Des. How is’t with you, my lord?
Oth. Well, my good lady. O, hardness to dissemble!
How do you, Desdemona?
[III, iv, 33-35]
Today the actor mutters the aside, “O, hardness to dissemble,” turns away, or in some other manner endeavors to give plausibility to the convention that Desdemona does not hear the remark. In final desperation, he may cut the line. The study of asides below shows that these were not the methods employed at the Globe.
Naturally, the high degree of spatial compression among the players caused a change in the quality of their relationships. When one actor comes closer to another than realistic action plausibly admits, as in the scene in Pericles, he destroys illusion, if it is one of reality, or he creates a new illusion, if it is one of convention. By standing near the defiled princess while he unravels the mystery, the actor of Pericles can convey his horror with maximum effectiveness, and by speaking his aside near her while he paints a word picture of her outer beauty and inner pollution, he can project his revulsion at her foul proximity. The Globe players, in the staging of asides, did not think in terms of creating an illusion of actuality but of relating the crucial elements of the narrative to each other. Within such a frame of reference the dilemma, folly, or scheme which gives rise to an aside is demonstrated more lucidly and more dramatically than it could be within a realistic frame of reference. What is true of the aside is equally true of observations, disguises, concealments, parleys, and other theatrical devices.
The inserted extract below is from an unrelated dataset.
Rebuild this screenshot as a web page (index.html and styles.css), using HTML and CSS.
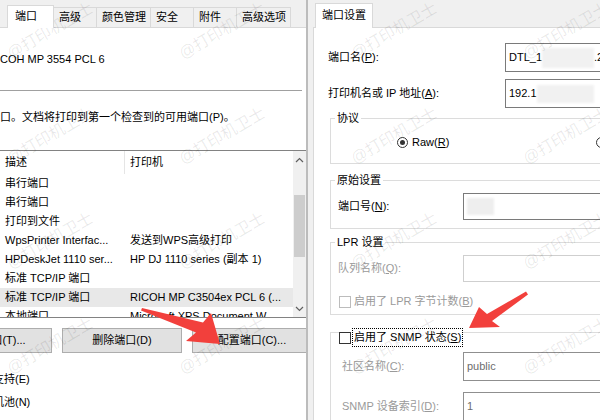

The conventions governing grouping of actors also governed the sequence of actions. From scene to scene, and within scenes, space had a fluidity which was accommodated to the narration. Generalization of locale required such fluidity, for locale was as broad or as narrow as occasion demanded. The picturing of locale, we must remember, was not accomplished with scenery. Nor was passage from one locale to another accomplished through physical changes in the stage façade, as some scholars have insisted. According to various views, the drawing of a curtain or a shift from one part of the stage to another or from one mansion to another was a conventional means of conveying a change of place to the audience. All these views assume in common that the establishment of space was dependent upon clues of a physical sort.
The application as well as the refutation of such an assumption can be illustrated in the assassination scene of Julius Caesar, which begins in the streets of Rome and moves to the Capitol (III, i). Ronald Watkins would express this sequence in a change in the stage itself. To mark the moment when the scene shifts into the Capitol, he would open the “inner stage” curtain to reveal a state for Caesar.[1] The possibility that the street and the Capitol were situated in the same imaginary area is never explored although there is no instance in a Globe play where a shift takes place like that which Watkins predicates. Before examining this scene in detail, it might be well to turn to another Globe scene which is unqualified evidence against Watkins’ method of staging.
In scene x of Miseries of Enforced Marriage, it will be recalled, Butler has convinced Ilford, Bartley, and Wentloe that he can provide them with rich wives. Appointing a time to introduce them to their “brides-to-be,” he arranges to meet first Ilford and then the other two “at the sign of the Wolfe against Gold-smiths row” (Sig. G1v). After these rakes depart, Butler soliloquizes upon the punishment that he will inflict upon them for their villainy. At the conclusion of this brief soliloquy, he does not exit. Instead, Thomas and John Scarborrow enter.